Board Adds Eid as School Holiday

Board Adds Eid as School Holiday

By Lauren Reiser, Freshman Editor

How would you feel if you had to go to school on Christmas? Many of our Muslim classmates have had to deal with this exact conflict because school is in session during one of the major Muslim holidays: Eid al-Fitr. But for the first time next year, Muslims won’t have to choose between school and their religious beliefs. Since last month, the Wayne Township Board of Education voted to close school on Eid for the upcoming school year.

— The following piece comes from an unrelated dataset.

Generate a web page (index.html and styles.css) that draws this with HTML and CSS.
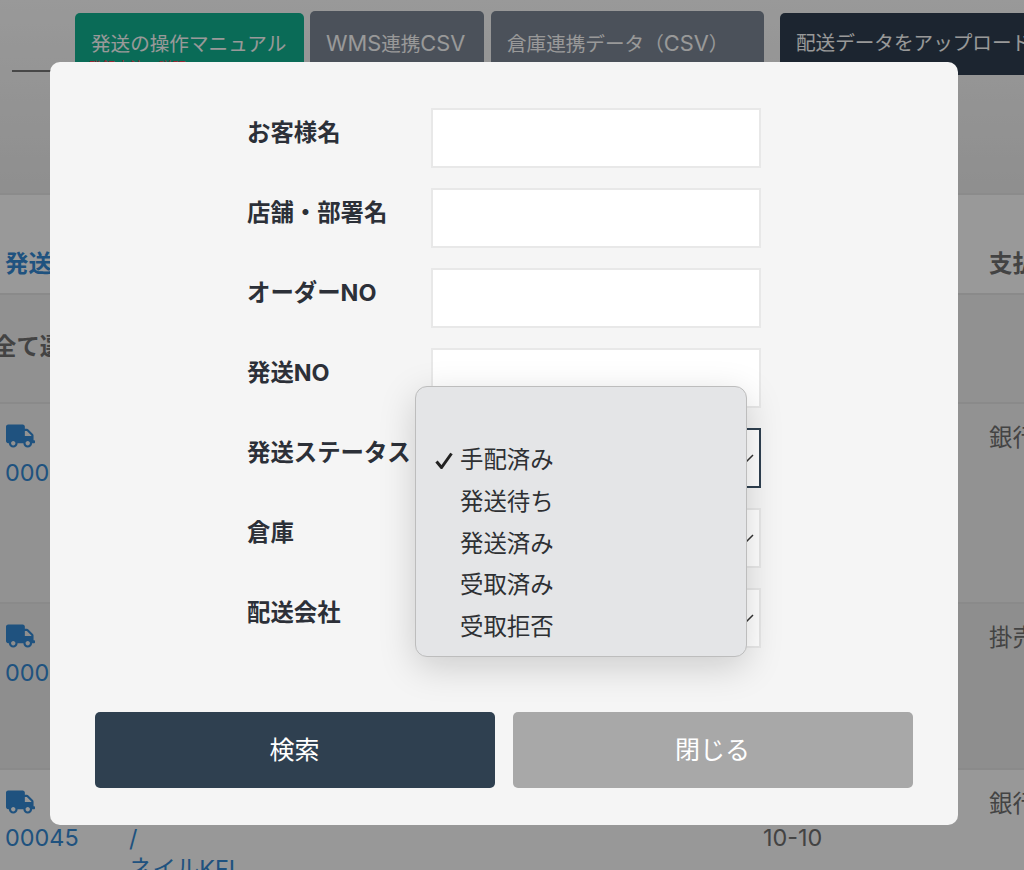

Many Muslim families attended the Board of Education meeting on March 29th to advocate for the addition of Eid as a school holiday. Eid celebrates the end of Ramadan, which concludes a month of fasting. After members of the public finished their statements, Board President Donald Pavlak, Jr. began a motion to make Eid a school holiday so that Muslim students would be able to celebrate their holiday at home with their families. In order to keep the last day of school from being pushed further back, he also proposed making the Friday of President’s Weekend a minimal day instead of a full day off. That way, the addition of the holiday would not elongate the school year.

Pavlack feels it is necessary to add Eid to our calendar because “families, students, and staff [should] not have to choose between observing a religious holiday and attending school [and] . . .  our school calendar should be inclusive of the cultures and religions.” All but one of the Board trustees voted to support the motion.

While Board member Michael Bubba voted against the motion, he wants everyone to know that he is not against having a day off for Eid. Bubba explained, “I didn’t support it . . . because the calendar committee didn’t meet its goal. They were asked to come up with a calendar that shortened the year and it was not accomplished.” Bubba would like to see our school calendar finish earlier, because the hot classrooms become very uncomfortable for both  teachers and students at the end of the year.

Students who celebrate Eid are thrilled that they will have this day off next year. Sophomore Mariam Obeidallah commented, “I no longer have to worry about missing a test or classwork on a day when I should be celebrating. Giving us off on Eid means that the Muslim community is acknowledged and accepted.” Another sophomore, Renna Esheileh, added, “ For years now, most Muslims and I have had to miss school, for a holiday that is near and dear to our hearts . . .  As Eid is now recognized as a holiday, it will provide Muslims cherished time with their families and hopefully give others time to learn about our holidays and traditions.”

Making a school calendar is not easy; there is a lot of hard work that goes into satisfying the state requirement of 180 days of school while still accommodating religious and national holidays. As Pavlack explained, “[c]reating the school calendar is like doing a jigsaw puzzle, you have many pieces that must fit . . . together and follow a set of rules in order to complete the puzzle.”